Woken by my feline alarm clock as usual this morning. If Nancy hasn't been out plundering the hedgerows for her tasty snacks which she's consumed on the landing during the night - she is hungry around 6 a.m. and wants to let you know. I've taken to shutting my door so I don't have to hear the rodents and rabbits being slaughtered under the bed so rather than just sitting on my chest and purring loudly in my ear she now wails and scratches outside the door.

 I'm undecided which is worse.To quote Christopher Smart's poem (1722!) For I will consider my Cat Jeoffrey -
For she is a mixture of gravity and waggery,
 For there is nothing sweeter than her peace when at rest
For there is nothing brisker than her life when in motion.

Well she is certainly being very brisk at the moment. I'm hoping in the winter she'll hibernate more. All those hibernating animals she's consumed might give her the idea.
 I've always had black cats until Pocket(quarter Bengal) and sometimes have to go through the whole gamut of names when I call her trying to remember which one she is. They do mostly look alike.

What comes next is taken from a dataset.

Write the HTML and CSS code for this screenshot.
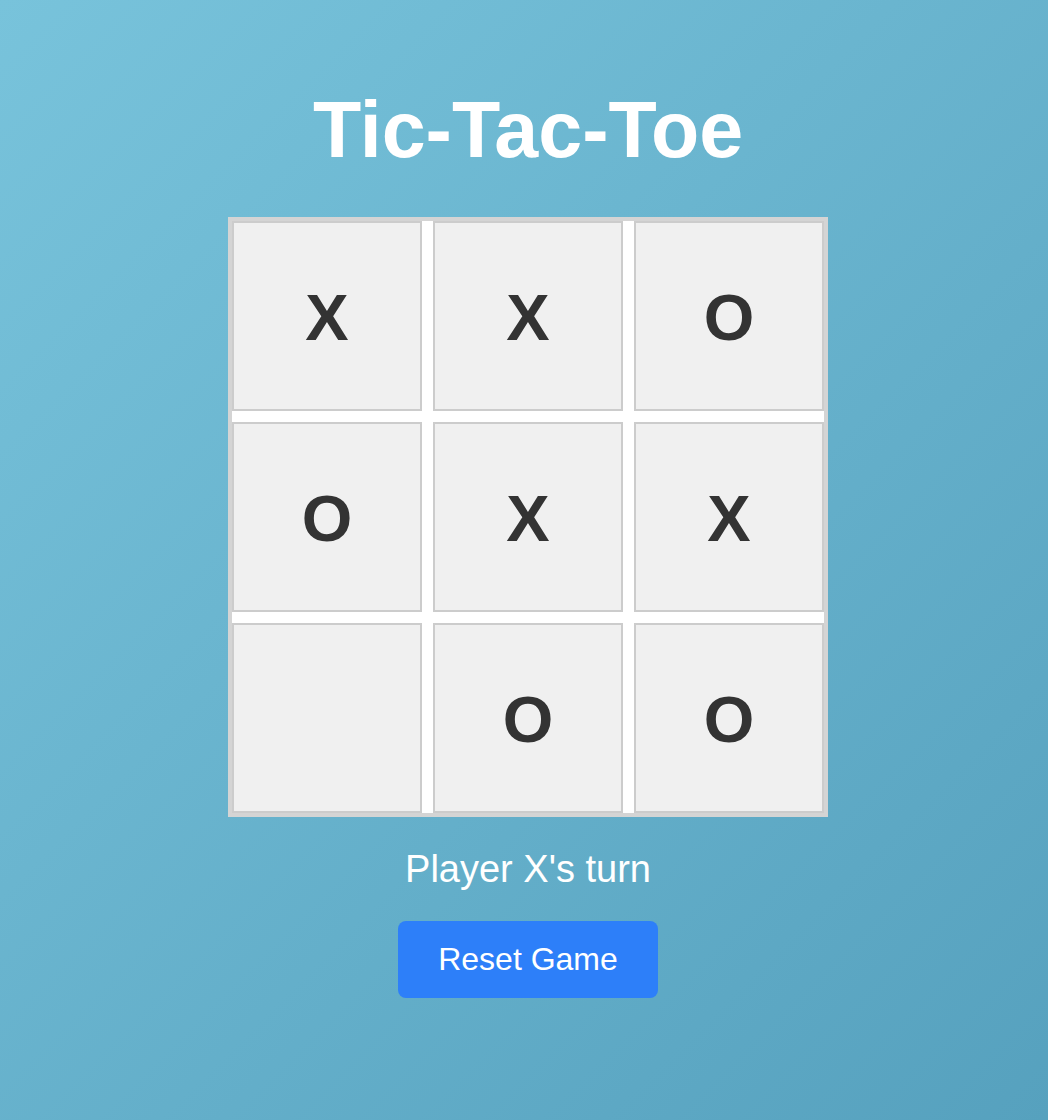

Monkey (son of Minky) was probably my favourite as I had him when I was a "cat person" Now I'm a "dog person" and also have children which means my love is less concentrated. Monkey lived to be about 15yrs which is a good age. He died the day after our first wolfie Jai died and whereas we had a farm digger(machine not labourer} dig the hole to bury her in I just used a spade in the woods. Unfortunately I obviously didn't dig deep enough. I buried him wrapped in a tea towel and the next day found the hole empty and the tea towel flapping on the track.

these two pics by courtesy of my friend Norrie 



 It's blackberry picking time. I doubt I'll make any jam. I'm not really a jam or beverage making person even though I have a book called " Let's Preserve It!"published last century which opens with the words "Men are impressed with a beautiful woman who can make pickles." Don't think that would get published these days. They might just as well have said"Men expect women who look like the back end of a bus to make pickles." And anyway - what's wrong with the back end of a bus? Is it less attractive than the front end of a bus? Yes "Let's Preserve these quaint sexist notions."
She also says "Sometimes a cheap and rather despised vegetable like the marrow ......" I don't want any of my marrows reading this and getting a low opinion of themselves.

don't know where all my dark dahlis are this year but these brighten the house

dahlia Franz Kafka

Beezle considering the cat Nancy whilst looking despicably at my marrow.

Seamus Heaney died yesterday. He was the greatest Irish poet since Yeats. As it is the season of blackberries here is one of his poems


Blackberry - Picking.


Late August, given heavy rain and sun
For a full week, the blackberries would ripen.
At first, just one, a glossy purple clot
Among others, red, green, hard as a knot.
You ate that first one and its flesh was sweet
Like thickened wine: summer's blood was in it
Leaving stains upon the tongue and lust for
Picking. then the red ones inked up and that hunger
Sent us out with milk cans, pea tins, jam-pots
Where briars scratched and wet grass bleached our boots.
Round hayfields, cornfields and potato-drills
We trekked and picked until the cans were full
Until the tinkling bottom had been covered
With green ones, and on top big dark blobs burned
Like a plate of eyes. Our hands were peppered
With thorn pricks, our palms sticky as Bluebeard's
We hoarded the fresh berries in the byre.
But when the bath was filled we found a fur.
A rat-grey fungus, glutting on our cache.
The juice was stinking too. Once off the bush
The fruit fermented, the sweet flesh would turn sour.
I always felt like crying. It wasn't fair
That all the lovely canfuls smelt of rot
Each year I hoped they'd keep, knew they would not.